Former Democratic presidential nominee Hillary Clinton's campaign has announced it will participate in the vote recount initiated by the Green Party in the Midwestern state of Wisconsin.
FILE - Former President Bill Clinton applauds as his wife, Democratic presidential candidate Hillary Clinton speaks in New York where she conceded her defeat to Republican Donald Trump after the hard-fought presidential election, Nov. 9, 2016.
Clinton election campaign lawyer Marc Elias said Saturday in a post on Medium.com that the decision to join the Wisconsin recount came after the Clinton campaign received hundreds of requests to do so. Elias acknowledged that the requests prompted the campaign to quietly start investigating whether there was any "outside interference" in the November 8 election results.
Elias said the campaign would also take part in recounts in the states of Michigan and Pennsylvania if those recounts were arranged.
Trump's surprising presidential election win over Clinton, Stein and other candidates was propelled in large part by very narrow victories in Wisconsin, Pennsylvania and Michigan. Trump won those three states with a mere 107,000 votes.
Elias said no "actionable evidence of hacking or outside attempts to alter the voting technology" had been found. But because of the slim margin of victory, coupled with apparent foreign interference in the presidential campaign, a decision was made to rule out outside involvement.
There were concerns that Russian hackers might try to influence the election, particularly after they successfully hacked into the computers of the Democratic National Committee and tried to hack voter registration databases. Researchers who investigated the cyberattacks concluded that Russians had created and disseminated fake news about the election, apparently to try to help the Trump campaign.

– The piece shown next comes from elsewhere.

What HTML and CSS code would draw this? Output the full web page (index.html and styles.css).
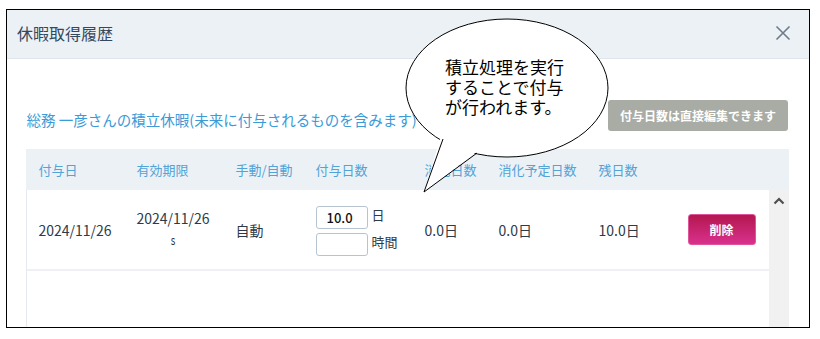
FILE: index.html
```html
<!DOCTYPE html>
<html lang="ja">
<head>
    <meta charset="UTF-8">
    <title>休暇取得履歴</title>
    <link rel="stylesheet" href="styles.css">
</head>
<body>
    <div class="modal">
        <div class="modal-header">
            <h1 class="modal-title">休暇取得履歴</h1>
            <svg class="close-icon" width="16" height="16" viewBox="0 0 16 16">
                <path d="M1.5 1.5 L14.5 14.5 M14.5 1.5 L1.5 14.5" stroke="#6d7b89" stroke-width="1.6" fill="none"/>
            </svg>
        </div>

        <div class="modal-body">
            <div class="summary">
                <p class="summary-text">総務 一彦さんの積立休暇(未来に付与されるものを含みます)</p>
                <button type="button" class="note-btn">付与日数は直接編集できます</button>
            </div>

            <div class="history-table">
                <div class="thead cols">
                    <div>付与日</div>
                    <div>有効期限</div>
                    <div>手動/自動</div>
                    <div>付与日数</div>
                    <div>消化日数</div>
                    <div>消化予定日数</div>
                    <div>残日数</div>
                    <div></div>
                </div>
                <div class="tbody">
                    <div class="rows">
                        <div class="row cols">
                            <div>2024/11/26</div>
                            <div><span class="period">2024/11/26<br><span class="tilde">s</span></span></div>
                            <div>自動</div>
                            <div class="grant-cell">
                                <input type="text" class="day-input" value="10.0">
                                <span class="unit">日</span>
                                <input type="text" class="day-input" value="">
                                <span class="unit">時間</span>
                            </div>
                            <div>0.0日</div>
                            <div>0.0日</div>
                            <div>10.0日</div>
                            <div><button type="button" class="delete-btn">削除</button></div>
                        </div>
                    </div>
                    <div class="scrollbar">
                        <svg width="12" height="8" viewBox="0 0 12 8">
                            <path d="M1.5 6.5 L6 2 L10.5 6.5" stroke="#4f4f4f" stroke-width="2.2" fill="none"/>
                        </svg>
                    </div>
                </div>
            </div>
        </div>
    </div>

    <!-- callout over the dialog -->
    <div class="callout">
        <svg width="220" height="190" viewBox="400 10 220 190">
            <ellipse cx="507" cy="88" rx="101" ry="69" fill="#fff" stroke="#000" stroke-width="1"/>
            <polygon points="441,136 424,192 479,150" fill="#fff"/>
            <polyline points="443,139 424,192 477,153" fill="none" stroke="#000" stroke-width="1"/>
        </svg>
        <div class="callout-text">
            <div>積立処理を実行</div>
            <div>することで付与</div>
            <div>が行われます。</div>
        </div>
    </div>
</body>
</html>
```

FILE: styles.css
```css
* { margin: 0; padding: 0; box-sizing: border-box; }
body {
    font-family: "Noto Sans CJK JP", "Noto Sans", sans-serif;
    background-color: #ffffff;
    position: relative;
    width: 820px;
    height: 339px;
    overflow: hidden;
    color: #2e3a46;
}
.modal {
    margin: 9px 0 0 6px;
    width: 804px;
    height: 319px;
    border: 1.5px solid #000;
    display: flex;
    flex-direction: column;
    overflow: hidden;
}
.modal-header {
    height: 49px;
    background-color: #ecf1f6;
    border-bottom: 1px solid #dfe5eb;
    display: flex;
    align-items: center;
    justify-content: space-between;
    padding: 0 18px 0 10px;
    flex-shrink: 0;
}
.modal-title {
    font-size: 16px;
    font-weight: normal;
    color: #34495e;
    line-height: 1;
    margin-top: -3px;
}
.close-icon { margin-top: -2px; }
.modal-body {
    flex: 1;
    display: flex;
    flex-direction: column;
    padding: 0 20px 0 18.5px;
}
.summary {
    margin-top: 41px;
    height: 31px;
    display: flex;
    align-items: center;
    justify-content: space-between;
}
.summary-text {
    font-size: 14.5px;
    color: #3b9ad8;
    padding-left: 1px;
    margin-top: 7px;
}
.note-btn {
    width: 180px;
    height: 31px;
    margin-right: 1px;
    background-color: #a9aca5;
    color: #fff;
    font-family: inherit;
    font-size: 12px;
    font-weight: bold;
    border: none;
    border-radius: 3px;
}
.history-table {
    margin-top: 18px;
    flex: 1;
    display: flex;
    flex-direction: column;
}
.cols {
    display: grid;
    grid-template-columns: 98px 99px 80px 109px 74px 100px 89px 1fr;
    align-items: center;
}
.thead {
    height: 41px;
    background-color: #ecf1f6;
    padding-left: 13px;
    font-size: 13px;
    color: #52a3d6;
}
.tbody {
    flex: 1;
    display: flex;
    border-left: 1px solid #e6e9ed;
}
.rows { flex: 1; }
.row {
    height: 81px;
    padding-left: 12px;
    border-bottom: 2px solid #eef0f3;
    font-size: 14px;
}
.period {
    display: inline-block;
    text-align: center;
    line-height: 21px;
    margin-top: -1px;
}
.tilde {
    font-size: 13px;
    display: inline-block;
    transform: scaleX(0.75);
}
.grant-cell {
    display: grid;
    grid-template-columns: 52px auto;
    column-gap: 4px;
    row-gap: 4px;
    align-items: start;
    margin-top: 3px;
}
.day-input {
    width: 52px;
    height: 23px;
    border: 1px solid #b6c4d1;
    border-radius: 3px;
    padding: 0 10px;
    font-family: inherit;
    font-size: 13px;
    font-weight: 500;
    color: #111;
}
.unit {
    font-size: 13px;
    line-height: 18px;
}
.delete-btn {
    width: 68px;
    height: 31px;
    border: 1px solid #e0559a;
    border-radius: 3px;
    background: linear-gradient(#b3174f, #d9318d);
    color: #fff;
    font-family: inherit;
    font-size: 12px;
    font-weight: bold;
}
.scrollbar {
    width: 20px;
    background-color: #f1f1f1;
    display: flex;
    justify-content: center;
    padding-top: 7px;
}
.scrollbar svg { display: block; }
.callout {
    position: absolute;
    left: 400px;
    top: 10px;
    width: 220px;
    height: 190px;
}
.callout svg {
    position: absolute;
    left: 0;
    top: 0;
}
.callout-text {
    position: absolute;
    left: 45px;
    top: 47px;
    font-size: 17px;
    line-height: 20px;
    color: #000;
    white-space: nowrap;
}
.callout-text div { height: 20px; }
```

FILE - Jill Stein, the Green Party's presidential nominee, speaks to supporters at a post-convention party in Houston. (G. Flakus/VOA)
Stein filed a petition Friday to request a vote recount in Wisconsin, one of three recounts she is seeking in states won by Trump.

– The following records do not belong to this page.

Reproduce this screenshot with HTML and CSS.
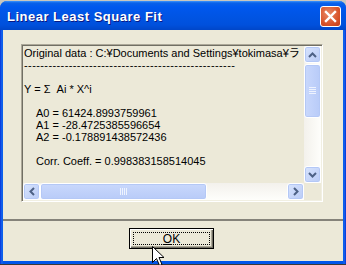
FILE: index.html
```html
<!DOCTYPE html>
<html lang="en">
<head>
  <meta charset="UTF-8" />
  <title>Linear Least Square Fit</title>
  <link rel="stylesheet" href="styles.css">
</head>
<body>
  <!-- Dialog window -->
  <div class="window">
    <div class="titlebar">
      <span class="title">Linear Least Square Fit</span>
      <div class="close-btn">
        <svg width="13" height="13" viewBox="0 0 13 13">
          <path d="M2 2 L11 11 M11 2 L2 11" stroke="#fff" stroke-width="2.4" stroke-linecap="square" />
        </svg>
      </div>
    </div>

    <div class="client">
      <!-- Result text box with scrollbars -->
      <div class="result-box">
        <div class="result-text">
          <div class="line">Original data : C:¥Documents and Settings¥tokimasa¥ラ</div>
          <div class="line dashes">----------------------------------------------------</div>
          <div class="line">&nbsp;</div>
          <div class="line">Y = &Sigma;&nbsp; Ai * X^i</div>
          <div class="line">&nbsp;</div>
          <div class="line indent">A0 = 61424.8993759961</div>
          <div class="line indent">A1 = -28.4725385596654</div>
          <div class="line indent">A2 = -0.178891438572436</div>
          <div class="line">&nbsp;</div>
          <div class="line indent">Corr. Coeff. = 0.998383158514045</div>
        </div>

        <div class="vscroll">
          <div class="sb-btn">
            <svg width="9" height="6" viewBox="0 0 9 6"><path d="M1 5 L4.5 1.5 L8 5" fill="none" stroke="#4d6185" stroke-width="2" /></svg>
          </div>
          <div class="v-thumb">
            <svg width="7" height="8" viewBox="0 0 7 8"><path d="M0 0.5 H7 M0 2.5 H7 M0 4.5 H7 M0 6.5 H7" stroke="#eef3fe" stroke-width="1" /></svg>
          </div>
          <div class="v-track"></div>
          <div class="sb-btn">
            <svg width="9" height="6" viewBox="0 0 9 6"><path d="M1 1 L4.5 4.5 L8 1" fill="none" stroke="#4d6185" stroke-width="2" /></svg>
          </div>
        </div>

        <div class="hscroll">
          <div class="sb-btn">
            <svg width="6" height="9" viewBox="0 0 6 9"><path d="M5 1 L1.5 4.5 L5 8" fill="none" stroke="#4d6185" stroke-width="2" /></svg>
          </div>
          <div class="h-thumb">
            <svg width="8" height="7" viewBox="0 0 8 7"><path d="M0.5 0 V7 M2.5 0 V7 M4.5 0 V7 M6.5 0 V7" stroke="#eef3fe" stroke-width="1" /></svg>
          </div>
          <div class="h-track"></div>
          <div class="sb-btn">
            <svg width="6" height="9" viewBox="0 0 6 9"><path d="M1 1 L4.5 4.5 L1 8" fill="none" stroke="#4d6185" stroke-width="2" /></svg>
          </div>
        </div>

        <div class="corner"></div>
      </div>

      <div class="separator"></div>

      <!-- Buttons -->
      <div class="buttons">
        <button class="ok-btn"><span class="focus-rect"><u>O</u>K</span></button>
      </div>
    </div>
  </div>

  <!-- Mouse pointer over the OK button -->
  <svg class="cursor" width="13" height="21" viewBox="0 0 13 21">
    <path d="M0.5 0.5 V16.5 L4.5 12.5 L7.5 19.5 L10 18.5 L7 11.5 H12 Z" fill="#fff" stroke="#000" stroke-width="1" />
  </svg>
</body>
</html>
```

FILE: styles.css
```css
* {
  margin: 0;
  padding: 0;
  box-sizing: border-box;
}

html, body {
  width: 346px;
  height: 265px;
  overflow: hidden;
}

body {
  background: linear-gradient(to bottom, #c9c7be 0, #c9c7be 262px, #3a3a3a 263px);
  position: relative;
  padding-top: 1px;
}

.window {
  height: 263px;
  display: flex;
  flex-direction: column;
  background: linear-gradient(to right, #0831d9 0, #166aee 2px, #0055ea 3px, #0055ea 343px, #166aee 344px, #0831d9 346px);
  border-radius: 7px 7px 0 0;
  padding: 0 3px 3px 3px;
}

.titlebar {
  height: 29px;
  margin: 0 -3px;
  padding: 0 6px 0 7px;
  display: flex;
  align-items: center;
  justify-content: space-between;
  border-radius: 7px 7px 0 0;
  background: linear-gradient(to bottom, #3d95ff 0, #0a61e8 2px, #0058ee 6px, #0054e3 16px, #0050dc 24px, #0046c8 29px);
}

.title {
  font-family: "Liberation Sans", Arial, sans-serif;
  font-weight: bold;
  font-size: 13px;
  letter-spacing: 0.5px;
  color: #fff;
  text-shadow: 1px 1px 0 #0a1883;
  margin-top: 1px;
}

.close-btn {
  width: 21px;
  height: 21px;
  border: 1px solid #fff;
  border-radius: 3px;
  background: radial-gradient(circle at 40% 35%, #e98a67 0, #d9552c 60%, #c23c16 100%);
  display: flex;
  align-items: center;
  justify-content: center;
  margin-top: 2px;
  margin-right: -1px;
}

.client {
  flex: 1;
  background: #ece9d8;
  display: flex;
  flex-direction: column;
  padding-top: 14px;
}

.result-box {
  margin-left: 18px;
  width: 302px;
  height: 158px;
  border: 1px solid;
  border-color: #aca899 #fff #fff #aca899;
  box-shadow: inset 1px 1px 0 #716f64, inset -1px -1px 0 #f1efe2;
  padding: 1px;
  display: grid;
  grid-template-columns: 1fr 17px;
  grid-template-rows: 1fr 17px;
}

.result-text {
  overflow: hidden;
  padding: 1px 0 0 1px;
  font-family: "Liberation Sans", Arial, "Noto Sans CJK JP", sans-serif;
  font-size: 11px;
  line-height: 12px;
  color: #000;
}

.line {
  white-space: nowrap;
}

.line.dashes {
  letter-spacing: 0.4px;
}

.line.indent {
  padding-left: 12px;
}

.vscroll {
  display: flex;
  flex-direction: column;
  background: linear-gradient(to right, #f3f1ec, #fefefb);
}

.hscroll {
  display: flex;
  background: linear-gradient(to bottom, #f3f1ec, #fefefb);
}

.corner {
  background: #ece9d8;
}

.sb-btn {
  width: 17px;
  height: 17px;
  flex: none;
  border: 1px solid #fff;
  border-radius: 3px;
  background: linear-gradient(to bottom right, #d8e4fd, #b9cbf6);
  box-shadow: inset 0 0 0 1px #b4c8f6;
  display: flex;
  align-items: center;
  justify-content: center;
}

.v-thumb {
  height: 54px;
  margin-top: 1px;
  border: 1px solid #fff;
  border-radius: 3px;
  background: linear-gradient(to right, #c9d8fc, #b8cbf8);
  box-shadow: inset 0 0 0 1px #b4c8f6;
  display: flex;
  align-items: center;
  justify-content: center;
}

.v-track {
  flex: 1;
}

.h-thumb {
  width: 167px;
  border: 1px solid #fff;
  border-radius: 3px;
  background: linear-gradient(to bottom, #c9d8fc, #b8cbf8);
  box-shadow: inset 0 0 0 1px #b4c8f6;
  display: flex;
  align-items: center;
  justify-content: center;
}

.h-track {
  flex: 1;
}

.separator {
  margin-top: 17px;
  height: 2px;
  background: #85837a;
}

.buttons {
  display: flex;
  padding: 7px 0 0 126px;
}

.ok-btn {
  width: 85px;
  height: 21px;
  background: #ece9d8;
  border: 1px solid #000;
  box-shadow: inset 1px 1px 0 #fff, inset -1px -1px 0 #716f64, inset -2px -2px 0 #aca899;
  padding: 3px;
  font-family: "Liberation Sans", Arial, sans-serif;
  font-size: 12px;
  color: #000;
  display: flex;
}

.focus-rect {
  flex: 1;
  border: 1px dotted #000;
  display: flex;
  align-items: center;
  justify-content: center;
  line-height: 12px;
}

.cursor {
  position: absolute;
  left: 152px;
  top: 246px;
}
```
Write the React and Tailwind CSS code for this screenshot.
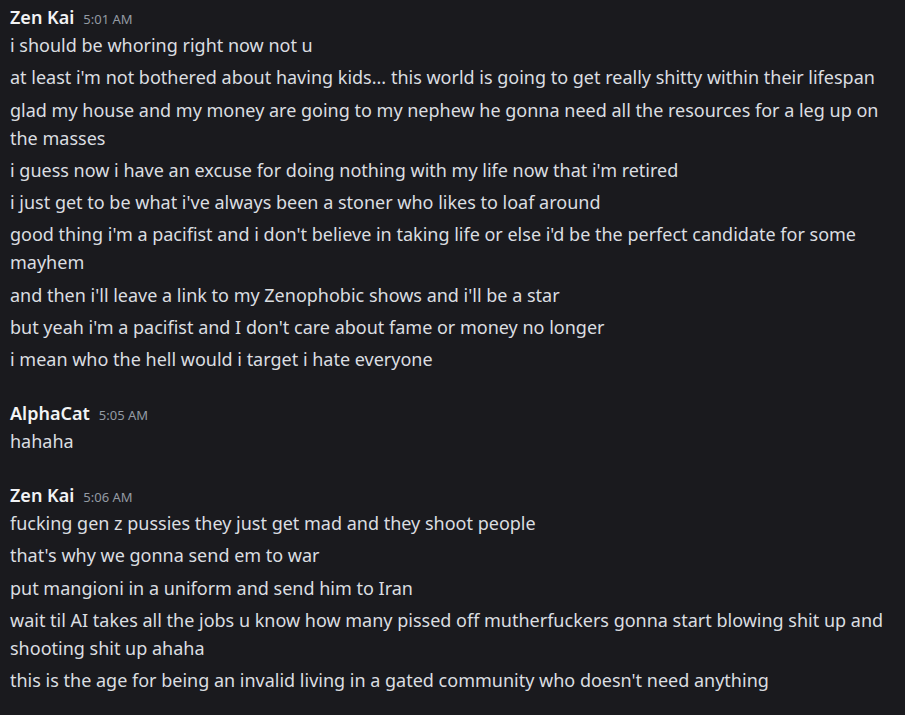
import React from 'react';

const groups = [
    {
        name: 'Zen Kai',
        time: '5:01 AM',
        lines: [
            'i should be whoring right now not u',
            "at least i'm not bothered about having kids... this world is going to get really shitty within their lifespan",
            'glad my house and my money are going to my nephew he gonna need all the resources for a leg up on the masses',
            "i guess now i have an excuse for doing nothing with my life now that i'm retired",
            "i just get to be what i've always been a stoner who likes to loaf around",
            "good thing i'm a pacifist and i don't believe in taking life or else i'd be the perfect candidate for some mayhem",
            "and then i'll leave a link to my Zenophobic shows and i'll be a star",
            "but yeah i'm a pacifist and I don't care about fame or money no longer",
            'i mean who the hell would i target i hate everyone',
        ],
    },
    {
        name: 'AlphaCat',
        time: '5:05 AM',
        lines: ['hahaha'],
    },
    {
        name: 'Zen Kai',
        time: '5:06 AM',
        lines: [
            'fucking gen z pussies they just get mad and they shoot people',
            "that's why we gonna send em to war",
            'put mangioni in a uniform and send him to Iran',
            'wait til AI takes all the jobs u know how many pissed off mutherfuckers gonna start blowing shit up and shooting shit up ahaha',
            "this is the age for being an invalid living in a gated community who doesn't need anything",
        ],
    },
];

const App = () => {
    return (
        <div className="min-h-[715px] w-[905px] bg-[#1a1a1e] text-[#dbdee1] font-['Noto_Sans',sans-serif] pl-[10px] pr-[14px] pt-[3px]">
            <div className="flex flex-col gap-[26px]">
                {groups.map((g, gi) => (
                    <div key={gi}>
                        <div className="flex items-baseline gap-[9px] h-[28px] leading-[28px]">
                            <span className="text-[18px] font-semibold text-[#f2f3f5]">{g.name}</span>
                            <span className="text-[13px] text-[#949ba4]">{g.time}</span>
                        </div>
                        <div className="flex flex-col gap-[4.25px]">
                            {g.lines.map((line, i) => (
                                <p key={i} className="text-[18px] leading-[28px]">{line}</p>
                            ))}
                        </div>
                    </div>
                ))}
            </div>
        </div>
    );
};

export default App;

Wisconsin Elections Commission Administrator Mike Haas said Stein, and one other group, filed the request at midafternoon, shortly before the 5 p.m. CST (2330 UTC) deadline.
A post on Stein's campaign website called the voting machines used in Wisconsin "highly vulnerable to hacking and malicious programming" and said the machines lacked any security features.
The state must complete the recount by a federal deadline of December 13.
Most funds raised
Earlier Friday, Stein posted on her website that supporters had raised $5 million for the recount effort and associated costs in Wisconsin, Michigan and Pennsylvania. She said the total cost for all three recounts would be up to $7 million.
"Now that we have completed funding Wisconsin's recount ... and funding Pennsylvania's recount [due Monday], we will focus on raising the needed funds for Michigan's recount [due Wednesday]," the website said.
Stein stands to gain little from a recount, having won about 1 percent of the popular vote.
The statement on Stein's website said the recount effort wasn't meant to help Clinton. Rather, the website said the move "is about protecting our democracy."
Experts have said there is virtually no chance the election results will be overturned. But with Clinton's lead in the popular vote now exceeding 2 million, the recounts could heighten the debate over the legitimacy of Trump's election victory.
U.S. presidential elections are not decided by a national popular vote. Instead, they are decided by individual races in the 50 states, with each state's importance in the overall outcome weighted by its population. Winning presidential candidates have to amass a majority of 270 votes in the 538-member Electoral College based on the state-by-state results.